Work to do: Copy, exactly and only, the lines from the one with "Clone this screenshot in React, TypeScript" up to and including the one with "20, 20, 20];", leaving pictures out.

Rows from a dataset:
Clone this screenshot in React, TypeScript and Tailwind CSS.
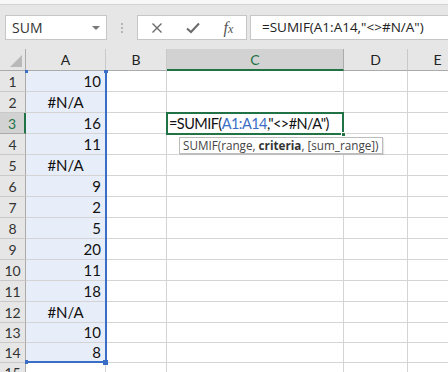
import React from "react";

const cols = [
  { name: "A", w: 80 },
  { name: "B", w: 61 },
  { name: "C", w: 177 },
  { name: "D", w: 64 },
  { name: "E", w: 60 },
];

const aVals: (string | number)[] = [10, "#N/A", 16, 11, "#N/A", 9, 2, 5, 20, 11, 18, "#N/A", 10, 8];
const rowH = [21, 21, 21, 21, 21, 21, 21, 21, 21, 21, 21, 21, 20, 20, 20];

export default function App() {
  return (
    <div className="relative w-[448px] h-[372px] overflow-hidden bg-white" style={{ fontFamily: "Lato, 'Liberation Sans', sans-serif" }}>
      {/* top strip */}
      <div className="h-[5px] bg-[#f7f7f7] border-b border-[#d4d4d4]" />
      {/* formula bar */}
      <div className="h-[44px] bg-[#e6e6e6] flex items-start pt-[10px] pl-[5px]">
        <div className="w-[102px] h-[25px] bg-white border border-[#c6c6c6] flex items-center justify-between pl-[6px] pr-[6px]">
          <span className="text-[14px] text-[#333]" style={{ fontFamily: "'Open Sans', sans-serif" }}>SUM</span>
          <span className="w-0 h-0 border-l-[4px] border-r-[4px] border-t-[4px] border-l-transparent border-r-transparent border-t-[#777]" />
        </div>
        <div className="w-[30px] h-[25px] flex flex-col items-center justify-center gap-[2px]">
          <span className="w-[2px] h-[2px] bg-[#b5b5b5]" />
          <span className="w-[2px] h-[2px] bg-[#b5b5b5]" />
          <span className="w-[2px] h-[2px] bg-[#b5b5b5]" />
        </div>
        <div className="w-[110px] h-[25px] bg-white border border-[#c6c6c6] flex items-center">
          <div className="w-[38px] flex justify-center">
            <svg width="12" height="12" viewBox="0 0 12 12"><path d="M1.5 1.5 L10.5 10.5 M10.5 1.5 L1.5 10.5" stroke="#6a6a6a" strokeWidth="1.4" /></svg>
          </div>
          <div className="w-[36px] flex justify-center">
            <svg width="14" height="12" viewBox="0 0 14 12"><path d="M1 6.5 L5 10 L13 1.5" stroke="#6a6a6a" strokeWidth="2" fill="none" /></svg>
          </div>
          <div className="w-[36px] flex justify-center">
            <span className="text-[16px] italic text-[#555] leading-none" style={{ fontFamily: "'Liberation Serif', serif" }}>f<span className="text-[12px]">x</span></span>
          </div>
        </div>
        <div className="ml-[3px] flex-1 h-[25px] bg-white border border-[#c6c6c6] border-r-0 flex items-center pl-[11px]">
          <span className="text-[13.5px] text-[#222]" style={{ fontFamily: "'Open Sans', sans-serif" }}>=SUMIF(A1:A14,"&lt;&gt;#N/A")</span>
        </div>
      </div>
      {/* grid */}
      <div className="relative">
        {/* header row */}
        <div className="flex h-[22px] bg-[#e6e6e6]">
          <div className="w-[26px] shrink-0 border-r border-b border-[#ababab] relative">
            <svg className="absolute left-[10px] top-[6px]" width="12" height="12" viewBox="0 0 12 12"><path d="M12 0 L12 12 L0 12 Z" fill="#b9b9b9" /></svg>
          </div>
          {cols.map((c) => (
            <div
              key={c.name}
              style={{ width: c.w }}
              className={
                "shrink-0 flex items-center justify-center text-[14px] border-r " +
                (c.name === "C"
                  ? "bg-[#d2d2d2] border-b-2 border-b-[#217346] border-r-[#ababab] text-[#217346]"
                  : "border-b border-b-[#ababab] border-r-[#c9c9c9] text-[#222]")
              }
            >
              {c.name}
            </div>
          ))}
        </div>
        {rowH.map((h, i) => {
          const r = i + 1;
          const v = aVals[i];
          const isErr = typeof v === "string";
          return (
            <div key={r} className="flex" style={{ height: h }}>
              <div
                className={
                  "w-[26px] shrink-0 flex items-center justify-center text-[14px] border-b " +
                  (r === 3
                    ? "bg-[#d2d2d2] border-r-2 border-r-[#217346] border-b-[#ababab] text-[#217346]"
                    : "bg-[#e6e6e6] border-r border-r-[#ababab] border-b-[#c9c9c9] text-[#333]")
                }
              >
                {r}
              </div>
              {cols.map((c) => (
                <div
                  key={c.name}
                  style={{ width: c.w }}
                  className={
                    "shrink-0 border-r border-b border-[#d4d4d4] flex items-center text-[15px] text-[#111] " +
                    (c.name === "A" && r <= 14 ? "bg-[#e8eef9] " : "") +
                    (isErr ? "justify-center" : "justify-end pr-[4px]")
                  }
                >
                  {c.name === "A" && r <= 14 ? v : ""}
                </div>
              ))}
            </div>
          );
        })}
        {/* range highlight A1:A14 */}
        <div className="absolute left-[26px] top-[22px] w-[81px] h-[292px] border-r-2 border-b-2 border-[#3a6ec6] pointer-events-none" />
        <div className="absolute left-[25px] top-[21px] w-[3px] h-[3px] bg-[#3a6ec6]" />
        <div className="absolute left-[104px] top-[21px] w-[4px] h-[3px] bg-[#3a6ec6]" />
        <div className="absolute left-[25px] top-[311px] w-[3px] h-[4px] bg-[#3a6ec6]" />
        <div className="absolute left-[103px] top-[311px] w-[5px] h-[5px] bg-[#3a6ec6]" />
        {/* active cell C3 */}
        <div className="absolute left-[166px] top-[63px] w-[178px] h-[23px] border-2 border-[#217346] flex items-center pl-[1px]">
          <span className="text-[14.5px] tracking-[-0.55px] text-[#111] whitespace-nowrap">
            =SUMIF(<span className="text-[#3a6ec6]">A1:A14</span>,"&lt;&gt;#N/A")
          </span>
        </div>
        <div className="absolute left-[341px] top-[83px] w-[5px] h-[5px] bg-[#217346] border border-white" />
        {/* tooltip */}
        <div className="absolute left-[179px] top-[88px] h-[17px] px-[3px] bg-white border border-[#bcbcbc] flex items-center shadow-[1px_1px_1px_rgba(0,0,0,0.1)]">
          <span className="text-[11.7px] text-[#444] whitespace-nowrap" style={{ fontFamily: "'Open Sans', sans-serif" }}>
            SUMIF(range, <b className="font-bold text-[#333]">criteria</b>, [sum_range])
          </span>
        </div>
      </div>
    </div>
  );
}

---

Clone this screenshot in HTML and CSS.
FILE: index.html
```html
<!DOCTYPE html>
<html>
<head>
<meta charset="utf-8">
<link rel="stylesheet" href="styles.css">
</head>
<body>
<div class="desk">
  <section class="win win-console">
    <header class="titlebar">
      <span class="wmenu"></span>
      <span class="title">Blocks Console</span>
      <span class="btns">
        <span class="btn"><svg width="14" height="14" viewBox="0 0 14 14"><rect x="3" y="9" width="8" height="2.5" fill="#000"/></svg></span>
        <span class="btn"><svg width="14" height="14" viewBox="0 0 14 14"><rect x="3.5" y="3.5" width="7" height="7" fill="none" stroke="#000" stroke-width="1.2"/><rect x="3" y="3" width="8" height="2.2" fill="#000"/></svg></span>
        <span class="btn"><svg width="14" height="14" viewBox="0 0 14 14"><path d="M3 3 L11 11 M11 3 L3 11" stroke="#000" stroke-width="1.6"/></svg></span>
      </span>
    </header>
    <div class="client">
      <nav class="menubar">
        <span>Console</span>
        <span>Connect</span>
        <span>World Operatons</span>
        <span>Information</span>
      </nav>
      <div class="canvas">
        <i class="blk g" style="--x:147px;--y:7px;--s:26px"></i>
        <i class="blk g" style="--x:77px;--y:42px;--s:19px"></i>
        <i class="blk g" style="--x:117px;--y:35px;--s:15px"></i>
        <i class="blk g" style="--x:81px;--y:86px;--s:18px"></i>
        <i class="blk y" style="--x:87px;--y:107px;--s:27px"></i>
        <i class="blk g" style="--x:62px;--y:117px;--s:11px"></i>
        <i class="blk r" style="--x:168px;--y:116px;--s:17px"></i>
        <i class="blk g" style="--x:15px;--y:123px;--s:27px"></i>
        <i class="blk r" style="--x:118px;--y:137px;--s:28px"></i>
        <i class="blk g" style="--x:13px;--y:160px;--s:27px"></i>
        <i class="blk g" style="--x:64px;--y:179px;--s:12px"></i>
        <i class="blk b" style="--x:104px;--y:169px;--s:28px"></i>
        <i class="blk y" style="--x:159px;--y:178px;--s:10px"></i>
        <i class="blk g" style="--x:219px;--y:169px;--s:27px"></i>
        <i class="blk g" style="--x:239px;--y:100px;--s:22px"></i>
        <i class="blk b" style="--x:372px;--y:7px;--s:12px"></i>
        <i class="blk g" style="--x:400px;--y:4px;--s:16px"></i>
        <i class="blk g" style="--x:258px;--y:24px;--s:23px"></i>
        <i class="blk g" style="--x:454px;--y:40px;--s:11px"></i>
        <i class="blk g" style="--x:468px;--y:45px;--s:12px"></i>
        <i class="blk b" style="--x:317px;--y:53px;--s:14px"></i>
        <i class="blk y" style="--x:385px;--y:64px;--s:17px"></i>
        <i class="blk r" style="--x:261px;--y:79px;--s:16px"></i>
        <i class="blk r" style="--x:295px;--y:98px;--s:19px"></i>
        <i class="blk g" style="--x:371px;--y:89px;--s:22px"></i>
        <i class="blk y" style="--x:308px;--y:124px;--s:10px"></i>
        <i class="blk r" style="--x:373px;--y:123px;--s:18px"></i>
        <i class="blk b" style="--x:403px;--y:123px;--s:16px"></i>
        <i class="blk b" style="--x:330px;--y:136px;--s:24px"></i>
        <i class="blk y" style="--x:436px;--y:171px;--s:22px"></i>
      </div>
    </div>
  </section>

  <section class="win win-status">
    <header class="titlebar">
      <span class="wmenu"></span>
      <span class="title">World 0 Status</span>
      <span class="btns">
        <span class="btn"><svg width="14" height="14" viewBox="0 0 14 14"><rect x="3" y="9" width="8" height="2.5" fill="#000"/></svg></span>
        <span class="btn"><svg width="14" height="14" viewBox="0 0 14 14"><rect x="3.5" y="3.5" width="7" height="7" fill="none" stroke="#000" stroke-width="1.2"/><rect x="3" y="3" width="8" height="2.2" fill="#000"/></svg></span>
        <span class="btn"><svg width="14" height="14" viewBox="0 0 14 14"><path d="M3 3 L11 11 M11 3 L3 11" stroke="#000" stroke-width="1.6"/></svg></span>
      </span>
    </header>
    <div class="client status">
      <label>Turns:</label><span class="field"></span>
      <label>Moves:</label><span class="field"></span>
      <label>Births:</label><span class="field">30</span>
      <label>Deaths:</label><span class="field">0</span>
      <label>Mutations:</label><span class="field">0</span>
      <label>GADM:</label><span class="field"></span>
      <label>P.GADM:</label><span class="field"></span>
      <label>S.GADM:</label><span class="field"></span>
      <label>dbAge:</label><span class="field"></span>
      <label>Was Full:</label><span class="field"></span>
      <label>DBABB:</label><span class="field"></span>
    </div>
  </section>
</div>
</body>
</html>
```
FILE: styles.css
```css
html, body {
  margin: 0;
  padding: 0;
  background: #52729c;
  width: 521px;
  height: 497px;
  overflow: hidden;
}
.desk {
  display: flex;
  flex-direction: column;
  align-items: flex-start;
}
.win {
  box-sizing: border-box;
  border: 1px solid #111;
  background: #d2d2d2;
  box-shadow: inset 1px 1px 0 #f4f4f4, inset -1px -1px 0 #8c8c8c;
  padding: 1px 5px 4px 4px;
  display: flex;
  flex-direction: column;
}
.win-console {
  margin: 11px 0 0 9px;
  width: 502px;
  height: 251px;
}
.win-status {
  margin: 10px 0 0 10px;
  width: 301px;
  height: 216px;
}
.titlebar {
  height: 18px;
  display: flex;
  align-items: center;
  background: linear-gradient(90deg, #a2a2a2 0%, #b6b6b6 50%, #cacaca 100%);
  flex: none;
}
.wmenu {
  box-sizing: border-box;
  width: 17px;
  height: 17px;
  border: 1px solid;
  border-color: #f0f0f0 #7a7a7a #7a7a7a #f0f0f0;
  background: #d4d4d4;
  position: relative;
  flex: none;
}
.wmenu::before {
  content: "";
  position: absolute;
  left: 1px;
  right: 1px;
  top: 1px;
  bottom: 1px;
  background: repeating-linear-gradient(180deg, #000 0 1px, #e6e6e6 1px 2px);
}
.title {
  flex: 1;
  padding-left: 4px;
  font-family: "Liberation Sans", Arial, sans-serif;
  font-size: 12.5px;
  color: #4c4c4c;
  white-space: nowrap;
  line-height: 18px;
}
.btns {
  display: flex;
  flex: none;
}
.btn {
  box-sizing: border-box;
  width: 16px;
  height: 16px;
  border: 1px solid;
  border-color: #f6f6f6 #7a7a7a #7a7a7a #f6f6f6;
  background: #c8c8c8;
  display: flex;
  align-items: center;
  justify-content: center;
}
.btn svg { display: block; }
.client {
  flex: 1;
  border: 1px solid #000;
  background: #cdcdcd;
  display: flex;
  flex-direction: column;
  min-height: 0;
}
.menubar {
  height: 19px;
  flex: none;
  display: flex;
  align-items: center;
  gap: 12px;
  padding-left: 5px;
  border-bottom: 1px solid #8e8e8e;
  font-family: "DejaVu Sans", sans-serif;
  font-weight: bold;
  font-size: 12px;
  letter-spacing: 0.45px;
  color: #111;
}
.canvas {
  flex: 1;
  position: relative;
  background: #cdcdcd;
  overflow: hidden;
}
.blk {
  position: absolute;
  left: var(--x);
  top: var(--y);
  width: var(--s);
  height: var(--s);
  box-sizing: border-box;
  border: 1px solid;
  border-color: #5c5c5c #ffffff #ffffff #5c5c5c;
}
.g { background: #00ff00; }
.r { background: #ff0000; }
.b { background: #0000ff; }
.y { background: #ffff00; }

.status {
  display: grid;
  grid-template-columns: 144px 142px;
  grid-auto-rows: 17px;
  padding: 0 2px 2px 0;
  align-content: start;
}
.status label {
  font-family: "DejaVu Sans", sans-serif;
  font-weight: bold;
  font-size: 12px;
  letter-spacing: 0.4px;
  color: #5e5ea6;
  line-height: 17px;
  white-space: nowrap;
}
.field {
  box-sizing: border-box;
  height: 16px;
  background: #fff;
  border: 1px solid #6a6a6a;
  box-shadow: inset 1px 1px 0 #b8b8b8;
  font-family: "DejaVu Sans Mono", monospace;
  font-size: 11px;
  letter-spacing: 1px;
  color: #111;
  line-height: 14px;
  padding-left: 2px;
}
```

Correct answer:
Clone this screenshot in React, TypeScript and Tailwind CSS.
import React from "react";

const cols = [
  { name: "A", w: 80 },
  { name: "B", w: 61 },
  { name: "C", w: 177 },
  { name: "D", w: 64 },
  { name: "E", w: 60 },
];

const aVals: (string | number)[] = [10, "#N/A", 16, 11, "#N/A", 9, 2, 5, 20, 11, 18, "#N/A", 10, 8];
const rowH = [21, 21, 21, 21, 21, 21, 21, 21, 21, 21, 21, 21, 20, 20, 20];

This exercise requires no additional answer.